-- Begin --

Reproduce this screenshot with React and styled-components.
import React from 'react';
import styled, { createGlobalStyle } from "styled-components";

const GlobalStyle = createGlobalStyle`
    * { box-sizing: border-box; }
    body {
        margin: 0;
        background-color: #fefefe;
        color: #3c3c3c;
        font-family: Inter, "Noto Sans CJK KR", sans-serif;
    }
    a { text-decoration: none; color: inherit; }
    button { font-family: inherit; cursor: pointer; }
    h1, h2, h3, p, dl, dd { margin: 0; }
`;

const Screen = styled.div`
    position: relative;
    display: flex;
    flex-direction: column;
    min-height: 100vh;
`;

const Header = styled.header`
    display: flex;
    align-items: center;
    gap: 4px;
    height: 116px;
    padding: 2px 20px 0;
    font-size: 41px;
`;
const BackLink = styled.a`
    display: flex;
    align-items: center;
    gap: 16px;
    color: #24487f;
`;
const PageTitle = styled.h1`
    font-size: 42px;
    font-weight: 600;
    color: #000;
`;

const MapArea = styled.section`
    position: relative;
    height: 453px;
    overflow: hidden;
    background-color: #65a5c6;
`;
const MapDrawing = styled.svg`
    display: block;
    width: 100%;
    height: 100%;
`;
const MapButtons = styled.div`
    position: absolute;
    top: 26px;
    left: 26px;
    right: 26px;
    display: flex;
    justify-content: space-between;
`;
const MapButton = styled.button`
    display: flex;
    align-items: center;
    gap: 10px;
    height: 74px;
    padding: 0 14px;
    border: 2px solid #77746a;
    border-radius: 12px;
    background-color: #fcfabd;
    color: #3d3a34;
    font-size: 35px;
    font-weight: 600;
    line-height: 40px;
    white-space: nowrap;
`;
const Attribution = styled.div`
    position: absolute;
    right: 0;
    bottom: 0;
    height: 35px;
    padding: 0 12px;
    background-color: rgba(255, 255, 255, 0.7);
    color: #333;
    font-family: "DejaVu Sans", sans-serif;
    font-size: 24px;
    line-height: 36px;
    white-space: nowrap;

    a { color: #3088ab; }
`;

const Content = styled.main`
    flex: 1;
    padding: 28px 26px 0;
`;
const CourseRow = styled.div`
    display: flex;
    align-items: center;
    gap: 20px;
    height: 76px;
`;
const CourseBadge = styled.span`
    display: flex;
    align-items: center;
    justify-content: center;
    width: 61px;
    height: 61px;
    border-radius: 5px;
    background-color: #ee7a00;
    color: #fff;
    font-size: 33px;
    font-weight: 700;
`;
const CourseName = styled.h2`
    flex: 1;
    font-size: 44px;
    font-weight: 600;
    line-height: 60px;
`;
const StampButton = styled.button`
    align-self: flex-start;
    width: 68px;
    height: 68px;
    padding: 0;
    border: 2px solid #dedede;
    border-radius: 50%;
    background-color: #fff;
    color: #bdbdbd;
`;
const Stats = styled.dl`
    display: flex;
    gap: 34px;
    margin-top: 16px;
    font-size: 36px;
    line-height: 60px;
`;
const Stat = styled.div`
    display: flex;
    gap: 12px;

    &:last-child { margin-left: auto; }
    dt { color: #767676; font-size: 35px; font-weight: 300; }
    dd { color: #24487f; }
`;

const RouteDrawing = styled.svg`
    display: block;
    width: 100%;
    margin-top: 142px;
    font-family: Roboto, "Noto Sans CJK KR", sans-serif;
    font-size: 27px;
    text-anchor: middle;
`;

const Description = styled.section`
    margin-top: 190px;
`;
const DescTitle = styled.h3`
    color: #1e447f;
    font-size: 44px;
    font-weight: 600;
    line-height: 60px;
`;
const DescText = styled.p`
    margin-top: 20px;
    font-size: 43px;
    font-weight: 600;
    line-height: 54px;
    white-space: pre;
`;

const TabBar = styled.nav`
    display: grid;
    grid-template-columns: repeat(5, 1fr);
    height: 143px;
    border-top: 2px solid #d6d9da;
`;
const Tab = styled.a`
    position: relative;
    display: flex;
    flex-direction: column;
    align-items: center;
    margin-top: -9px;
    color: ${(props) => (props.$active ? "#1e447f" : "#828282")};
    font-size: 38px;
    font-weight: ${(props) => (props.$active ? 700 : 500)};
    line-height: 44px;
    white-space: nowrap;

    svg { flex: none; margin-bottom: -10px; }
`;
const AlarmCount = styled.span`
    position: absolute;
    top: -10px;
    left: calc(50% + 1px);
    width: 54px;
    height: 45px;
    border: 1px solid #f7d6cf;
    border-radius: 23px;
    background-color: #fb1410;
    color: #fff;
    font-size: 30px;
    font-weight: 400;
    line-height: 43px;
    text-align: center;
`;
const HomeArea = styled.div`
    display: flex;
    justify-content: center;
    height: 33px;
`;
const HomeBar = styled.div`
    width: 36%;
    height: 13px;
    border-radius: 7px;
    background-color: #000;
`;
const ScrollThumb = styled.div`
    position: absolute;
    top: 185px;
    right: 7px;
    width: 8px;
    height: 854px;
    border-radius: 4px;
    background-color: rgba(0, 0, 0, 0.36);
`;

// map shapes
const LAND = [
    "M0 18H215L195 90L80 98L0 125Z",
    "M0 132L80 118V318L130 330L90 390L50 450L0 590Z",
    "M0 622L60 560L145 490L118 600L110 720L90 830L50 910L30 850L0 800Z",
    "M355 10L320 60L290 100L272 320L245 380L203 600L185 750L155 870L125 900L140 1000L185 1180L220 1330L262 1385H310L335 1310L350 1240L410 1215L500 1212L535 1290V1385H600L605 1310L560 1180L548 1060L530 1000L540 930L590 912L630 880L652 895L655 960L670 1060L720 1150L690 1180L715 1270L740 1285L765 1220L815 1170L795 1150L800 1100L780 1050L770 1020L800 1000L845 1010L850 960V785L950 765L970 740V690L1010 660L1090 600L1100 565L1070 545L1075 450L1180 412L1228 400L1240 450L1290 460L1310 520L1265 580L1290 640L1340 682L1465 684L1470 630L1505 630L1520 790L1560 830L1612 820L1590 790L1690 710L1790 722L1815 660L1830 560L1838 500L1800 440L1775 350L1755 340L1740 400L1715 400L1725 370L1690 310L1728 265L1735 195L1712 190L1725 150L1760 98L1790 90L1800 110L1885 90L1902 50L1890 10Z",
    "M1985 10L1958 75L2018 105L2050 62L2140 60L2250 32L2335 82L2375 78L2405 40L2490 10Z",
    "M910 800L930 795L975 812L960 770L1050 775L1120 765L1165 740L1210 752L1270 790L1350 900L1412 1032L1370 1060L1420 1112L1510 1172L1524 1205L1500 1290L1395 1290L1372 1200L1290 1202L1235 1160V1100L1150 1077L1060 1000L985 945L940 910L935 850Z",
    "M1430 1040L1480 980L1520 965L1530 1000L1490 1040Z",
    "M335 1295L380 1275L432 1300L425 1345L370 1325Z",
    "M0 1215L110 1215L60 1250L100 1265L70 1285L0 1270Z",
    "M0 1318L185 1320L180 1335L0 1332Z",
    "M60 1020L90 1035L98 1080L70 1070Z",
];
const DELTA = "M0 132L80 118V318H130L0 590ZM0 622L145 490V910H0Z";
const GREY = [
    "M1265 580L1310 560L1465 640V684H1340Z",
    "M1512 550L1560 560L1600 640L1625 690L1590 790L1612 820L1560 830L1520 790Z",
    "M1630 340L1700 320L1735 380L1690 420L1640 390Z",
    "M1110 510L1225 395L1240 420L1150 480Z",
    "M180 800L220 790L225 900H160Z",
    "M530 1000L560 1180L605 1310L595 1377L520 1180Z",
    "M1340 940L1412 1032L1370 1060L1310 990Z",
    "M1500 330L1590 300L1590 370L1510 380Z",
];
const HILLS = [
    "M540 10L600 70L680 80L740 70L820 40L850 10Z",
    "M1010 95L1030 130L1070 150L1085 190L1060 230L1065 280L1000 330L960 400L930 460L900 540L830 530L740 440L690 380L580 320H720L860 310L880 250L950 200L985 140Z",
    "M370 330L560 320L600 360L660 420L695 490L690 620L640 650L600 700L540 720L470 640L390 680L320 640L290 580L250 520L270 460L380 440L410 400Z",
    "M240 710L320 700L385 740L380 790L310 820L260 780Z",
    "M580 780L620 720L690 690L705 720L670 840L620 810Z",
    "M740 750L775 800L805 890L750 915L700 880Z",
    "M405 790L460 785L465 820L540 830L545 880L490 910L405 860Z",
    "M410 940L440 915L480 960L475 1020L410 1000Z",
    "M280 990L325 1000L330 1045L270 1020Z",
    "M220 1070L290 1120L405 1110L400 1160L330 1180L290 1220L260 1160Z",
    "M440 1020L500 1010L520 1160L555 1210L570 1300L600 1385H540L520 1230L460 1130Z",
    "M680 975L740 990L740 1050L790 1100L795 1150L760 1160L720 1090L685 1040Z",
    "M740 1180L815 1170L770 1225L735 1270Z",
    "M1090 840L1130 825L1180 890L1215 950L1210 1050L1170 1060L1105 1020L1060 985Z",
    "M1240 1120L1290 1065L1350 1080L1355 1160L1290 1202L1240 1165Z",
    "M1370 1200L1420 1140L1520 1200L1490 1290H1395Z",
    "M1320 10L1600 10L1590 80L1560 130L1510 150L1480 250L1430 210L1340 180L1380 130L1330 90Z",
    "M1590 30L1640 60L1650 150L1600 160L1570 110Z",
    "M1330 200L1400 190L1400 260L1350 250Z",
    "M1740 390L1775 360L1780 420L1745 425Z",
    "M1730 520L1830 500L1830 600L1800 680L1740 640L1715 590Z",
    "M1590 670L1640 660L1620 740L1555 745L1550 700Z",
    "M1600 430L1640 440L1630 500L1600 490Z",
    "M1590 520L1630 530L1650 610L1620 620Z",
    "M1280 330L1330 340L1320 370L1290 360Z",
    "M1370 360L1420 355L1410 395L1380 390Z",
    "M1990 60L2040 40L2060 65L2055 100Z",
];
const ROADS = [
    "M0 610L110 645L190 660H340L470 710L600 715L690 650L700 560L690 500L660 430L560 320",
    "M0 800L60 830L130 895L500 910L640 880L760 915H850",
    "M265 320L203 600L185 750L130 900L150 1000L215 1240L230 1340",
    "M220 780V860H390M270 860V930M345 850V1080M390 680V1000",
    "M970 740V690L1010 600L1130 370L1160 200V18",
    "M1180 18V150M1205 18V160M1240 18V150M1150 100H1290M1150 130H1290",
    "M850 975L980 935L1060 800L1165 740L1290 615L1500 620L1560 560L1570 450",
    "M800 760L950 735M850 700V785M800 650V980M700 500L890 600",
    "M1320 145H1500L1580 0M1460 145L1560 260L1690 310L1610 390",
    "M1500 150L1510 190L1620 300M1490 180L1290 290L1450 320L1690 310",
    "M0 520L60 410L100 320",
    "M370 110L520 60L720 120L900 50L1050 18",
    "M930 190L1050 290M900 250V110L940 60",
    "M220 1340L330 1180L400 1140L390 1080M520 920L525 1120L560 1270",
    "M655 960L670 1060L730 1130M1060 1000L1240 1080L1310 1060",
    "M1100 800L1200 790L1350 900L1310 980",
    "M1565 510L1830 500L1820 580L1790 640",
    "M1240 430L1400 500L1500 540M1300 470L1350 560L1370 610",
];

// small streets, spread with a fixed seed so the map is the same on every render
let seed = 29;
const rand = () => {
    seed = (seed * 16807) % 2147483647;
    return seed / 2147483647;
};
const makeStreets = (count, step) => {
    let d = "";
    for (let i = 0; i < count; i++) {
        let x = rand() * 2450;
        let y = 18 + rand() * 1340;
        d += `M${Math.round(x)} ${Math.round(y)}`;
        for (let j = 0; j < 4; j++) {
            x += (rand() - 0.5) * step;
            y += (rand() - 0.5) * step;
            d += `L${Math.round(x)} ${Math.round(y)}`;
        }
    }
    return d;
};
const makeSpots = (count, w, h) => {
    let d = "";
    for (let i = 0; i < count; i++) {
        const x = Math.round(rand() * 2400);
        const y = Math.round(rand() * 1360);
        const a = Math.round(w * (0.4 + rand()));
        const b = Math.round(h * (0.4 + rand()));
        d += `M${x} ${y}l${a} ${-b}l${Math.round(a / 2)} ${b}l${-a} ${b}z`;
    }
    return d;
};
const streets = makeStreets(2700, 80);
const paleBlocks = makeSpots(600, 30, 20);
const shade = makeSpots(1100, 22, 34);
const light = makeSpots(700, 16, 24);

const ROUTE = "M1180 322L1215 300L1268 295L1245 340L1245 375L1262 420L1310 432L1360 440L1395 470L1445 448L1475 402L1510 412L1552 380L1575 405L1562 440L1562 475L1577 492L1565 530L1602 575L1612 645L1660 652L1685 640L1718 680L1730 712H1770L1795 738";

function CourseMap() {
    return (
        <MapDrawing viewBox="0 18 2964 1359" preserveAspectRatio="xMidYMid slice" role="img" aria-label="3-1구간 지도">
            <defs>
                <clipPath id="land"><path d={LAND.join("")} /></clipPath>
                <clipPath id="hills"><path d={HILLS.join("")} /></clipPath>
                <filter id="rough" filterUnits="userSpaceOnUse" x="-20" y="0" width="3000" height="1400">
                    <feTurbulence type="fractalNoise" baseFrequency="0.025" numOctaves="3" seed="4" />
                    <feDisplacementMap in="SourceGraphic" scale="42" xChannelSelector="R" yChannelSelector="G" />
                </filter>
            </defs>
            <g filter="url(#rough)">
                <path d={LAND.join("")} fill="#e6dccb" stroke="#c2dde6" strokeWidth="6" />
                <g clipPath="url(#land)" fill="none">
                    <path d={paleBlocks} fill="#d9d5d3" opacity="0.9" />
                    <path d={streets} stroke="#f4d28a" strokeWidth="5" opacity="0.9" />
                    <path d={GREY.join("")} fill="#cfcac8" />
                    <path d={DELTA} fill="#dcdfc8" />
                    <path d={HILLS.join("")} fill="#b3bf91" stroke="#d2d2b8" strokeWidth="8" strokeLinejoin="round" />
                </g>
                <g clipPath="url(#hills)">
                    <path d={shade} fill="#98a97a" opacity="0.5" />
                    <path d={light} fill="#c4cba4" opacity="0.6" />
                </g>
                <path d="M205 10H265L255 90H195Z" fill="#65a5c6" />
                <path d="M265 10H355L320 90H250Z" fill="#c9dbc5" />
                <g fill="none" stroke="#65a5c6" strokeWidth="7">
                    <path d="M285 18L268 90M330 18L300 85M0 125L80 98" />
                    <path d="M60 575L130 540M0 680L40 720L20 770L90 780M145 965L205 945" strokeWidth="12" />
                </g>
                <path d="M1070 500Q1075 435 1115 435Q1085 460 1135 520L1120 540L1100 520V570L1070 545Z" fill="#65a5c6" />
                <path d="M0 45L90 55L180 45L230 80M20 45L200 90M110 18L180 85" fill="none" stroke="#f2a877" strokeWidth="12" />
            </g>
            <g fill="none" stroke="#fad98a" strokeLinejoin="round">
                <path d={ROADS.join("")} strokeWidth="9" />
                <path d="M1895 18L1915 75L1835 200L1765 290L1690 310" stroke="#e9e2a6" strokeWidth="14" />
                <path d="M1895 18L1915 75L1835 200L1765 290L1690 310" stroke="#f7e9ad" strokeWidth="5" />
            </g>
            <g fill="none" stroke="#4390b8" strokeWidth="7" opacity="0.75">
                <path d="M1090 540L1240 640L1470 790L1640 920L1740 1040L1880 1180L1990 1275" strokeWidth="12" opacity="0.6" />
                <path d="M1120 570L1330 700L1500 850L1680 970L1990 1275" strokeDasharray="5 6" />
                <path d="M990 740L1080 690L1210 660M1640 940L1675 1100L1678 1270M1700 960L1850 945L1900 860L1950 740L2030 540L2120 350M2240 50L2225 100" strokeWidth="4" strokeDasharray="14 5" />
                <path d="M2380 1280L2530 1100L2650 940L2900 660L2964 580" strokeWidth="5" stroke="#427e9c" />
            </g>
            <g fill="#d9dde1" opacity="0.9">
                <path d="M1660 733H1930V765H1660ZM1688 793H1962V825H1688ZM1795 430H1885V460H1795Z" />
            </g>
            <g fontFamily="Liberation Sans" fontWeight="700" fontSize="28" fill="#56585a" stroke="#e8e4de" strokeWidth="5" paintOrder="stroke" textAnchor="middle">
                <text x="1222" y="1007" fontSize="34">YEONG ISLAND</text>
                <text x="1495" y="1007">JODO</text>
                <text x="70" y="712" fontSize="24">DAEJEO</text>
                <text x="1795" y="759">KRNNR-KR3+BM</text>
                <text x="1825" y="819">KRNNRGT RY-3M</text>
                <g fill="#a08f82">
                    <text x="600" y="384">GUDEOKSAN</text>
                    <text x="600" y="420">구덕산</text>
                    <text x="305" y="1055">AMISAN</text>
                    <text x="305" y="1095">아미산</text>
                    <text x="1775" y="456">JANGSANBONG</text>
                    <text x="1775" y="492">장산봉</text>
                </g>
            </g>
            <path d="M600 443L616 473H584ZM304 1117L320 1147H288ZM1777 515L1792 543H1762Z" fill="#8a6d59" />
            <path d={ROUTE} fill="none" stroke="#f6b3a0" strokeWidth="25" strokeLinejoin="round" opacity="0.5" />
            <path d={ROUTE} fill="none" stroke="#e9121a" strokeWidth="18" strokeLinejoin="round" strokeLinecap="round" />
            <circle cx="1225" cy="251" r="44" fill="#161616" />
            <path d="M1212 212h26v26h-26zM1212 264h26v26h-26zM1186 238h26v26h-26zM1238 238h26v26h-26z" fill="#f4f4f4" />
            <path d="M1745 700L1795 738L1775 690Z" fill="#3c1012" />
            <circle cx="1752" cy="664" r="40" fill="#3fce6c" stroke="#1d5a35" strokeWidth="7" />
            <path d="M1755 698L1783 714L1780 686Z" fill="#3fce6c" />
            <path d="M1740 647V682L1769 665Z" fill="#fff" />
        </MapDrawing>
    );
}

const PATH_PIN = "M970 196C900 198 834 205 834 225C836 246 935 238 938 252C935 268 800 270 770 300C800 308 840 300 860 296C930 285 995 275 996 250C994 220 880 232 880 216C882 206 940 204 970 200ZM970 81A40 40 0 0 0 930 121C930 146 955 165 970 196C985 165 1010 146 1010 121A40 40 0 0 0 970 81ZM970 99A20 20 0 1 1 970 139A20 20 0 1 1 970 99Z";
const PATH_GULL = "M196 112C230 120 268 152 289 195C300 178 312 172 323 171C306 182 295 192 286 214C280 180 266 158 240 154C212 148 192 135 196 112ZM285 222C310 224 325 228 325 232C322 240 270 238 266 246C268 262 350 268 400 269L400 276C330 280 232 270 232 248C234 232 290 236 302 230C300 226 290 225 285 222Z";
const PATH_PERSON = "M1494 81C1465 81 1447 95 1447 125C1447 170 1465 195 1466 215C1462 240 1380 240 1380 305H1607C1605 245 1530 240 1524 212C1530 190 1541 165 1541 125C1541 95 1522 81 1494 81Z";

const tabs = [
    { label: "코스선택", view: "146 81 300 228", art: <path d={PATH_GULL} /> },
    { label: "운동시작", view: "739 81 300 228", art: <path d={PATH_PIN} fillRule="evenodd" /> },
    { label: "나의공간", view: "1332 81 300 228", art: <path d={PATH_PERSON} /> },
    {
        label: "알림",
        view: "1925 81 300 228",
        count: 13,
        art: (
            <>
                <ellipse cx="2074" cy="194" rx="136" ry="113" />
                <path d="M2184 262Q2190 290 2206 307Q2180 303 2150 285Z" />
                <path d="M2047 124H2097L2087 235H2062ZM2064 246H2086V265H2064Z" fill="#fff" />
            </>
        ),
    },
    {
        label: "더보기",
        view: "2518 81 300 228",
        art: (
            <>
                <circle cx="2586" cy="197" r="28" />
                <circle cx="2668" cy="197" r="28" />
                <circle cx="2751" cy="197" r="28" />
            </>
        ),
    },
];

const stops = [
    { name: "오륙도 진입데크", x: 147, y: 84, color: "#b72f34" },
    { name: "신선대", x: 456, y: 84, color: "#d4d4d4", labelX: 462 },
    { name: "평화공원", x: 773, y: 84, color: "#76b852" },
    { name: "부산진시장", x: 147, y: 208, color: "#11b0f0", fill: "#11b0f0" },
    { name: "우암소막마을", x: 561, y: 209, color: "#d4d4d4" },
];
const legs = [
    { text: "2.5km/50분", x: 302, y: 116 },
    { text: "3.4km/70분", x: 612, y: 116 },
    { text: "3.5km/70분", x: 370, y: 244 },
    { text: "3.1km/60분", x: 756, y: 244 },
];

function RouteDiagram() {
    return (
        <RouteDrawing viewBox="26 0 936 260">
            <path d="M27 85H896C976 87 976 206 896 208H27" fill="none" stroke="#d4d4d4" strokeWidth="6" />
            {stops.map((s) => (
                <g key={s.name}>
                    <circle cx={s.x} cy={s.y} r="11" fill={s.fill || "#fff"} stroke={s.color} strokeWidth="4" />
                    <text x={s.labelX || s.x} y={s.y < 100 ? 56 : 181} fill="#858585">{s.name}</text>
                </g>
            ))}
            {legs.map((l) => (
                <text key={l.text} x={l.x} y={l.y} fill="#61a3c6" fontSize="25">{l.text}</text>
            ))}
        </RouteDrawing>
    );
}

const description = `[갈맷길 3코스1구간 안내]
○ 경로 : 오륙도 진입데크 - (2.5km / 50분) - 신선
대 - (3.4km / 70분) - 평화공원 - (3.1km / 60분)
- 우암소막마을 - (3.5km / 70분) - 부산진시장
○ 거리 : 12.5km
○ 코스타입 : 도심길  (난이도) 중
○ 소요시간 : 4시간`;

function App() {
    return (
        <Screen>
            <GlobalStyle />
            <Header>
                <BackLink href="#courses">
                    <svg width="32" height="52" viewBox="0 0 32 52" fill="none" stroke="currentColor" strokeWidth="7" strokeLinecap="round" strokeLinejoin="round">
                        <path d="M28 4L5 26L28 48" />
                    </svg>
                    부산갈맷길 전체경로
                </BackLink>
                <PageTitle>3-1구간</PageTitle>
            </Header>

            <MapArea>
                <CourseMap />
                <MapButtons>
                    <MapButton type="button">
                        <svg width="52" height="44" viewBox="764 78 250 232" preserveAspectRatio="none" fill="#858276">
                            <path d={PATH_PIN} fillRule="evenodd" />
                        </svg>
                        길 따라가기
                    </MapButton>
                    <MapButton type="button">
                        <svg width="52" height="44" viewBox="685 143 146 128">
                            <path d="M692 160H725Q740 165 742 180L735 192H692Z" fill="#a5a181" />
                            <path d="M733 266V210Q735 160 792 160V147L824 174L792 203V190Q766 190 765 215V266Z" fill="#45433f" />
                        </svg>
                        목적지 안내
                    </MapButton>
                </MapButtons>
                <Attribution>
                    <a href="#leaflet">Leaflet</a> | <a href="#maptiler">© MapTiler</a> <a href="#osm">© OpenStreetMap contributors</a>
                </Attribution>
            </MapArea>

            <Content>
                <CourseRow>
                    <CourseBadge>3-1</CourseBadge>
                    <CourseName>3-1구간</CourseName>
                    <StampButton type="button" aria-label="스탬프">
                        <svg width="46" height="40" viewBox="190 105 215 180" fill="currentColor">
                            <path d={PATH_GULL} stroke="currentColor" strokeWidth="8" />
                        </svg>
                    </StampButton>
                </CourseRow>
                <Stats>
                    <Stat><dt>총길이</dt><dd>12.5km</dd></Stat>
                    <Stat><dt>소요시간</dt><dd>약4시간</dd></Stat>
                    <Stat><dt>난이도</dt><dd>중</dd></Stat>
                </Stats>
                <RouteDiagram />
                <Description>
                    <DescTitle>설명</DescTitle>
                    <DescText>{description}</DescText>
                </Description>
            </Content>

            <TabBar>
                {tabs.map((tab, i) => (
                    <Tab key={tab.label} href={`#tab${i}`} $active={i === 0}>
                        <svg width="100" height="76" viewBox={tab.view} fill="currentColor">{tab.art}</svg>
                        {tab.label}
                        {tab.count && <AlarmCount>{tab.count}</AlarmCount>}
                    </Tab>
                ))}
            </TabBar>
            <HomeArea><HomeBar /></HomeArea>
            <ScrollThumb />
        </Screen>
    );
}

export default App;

-- End --

WHAT THIS TASK INVOLVES:
Extract all lines from the data in which "with" is found.

SOLUTION FOR THIS PROBLEM:
Reproduce this screenshot with React and styled-components.
// small streets, spread with a fixed seed so the map is the same on every render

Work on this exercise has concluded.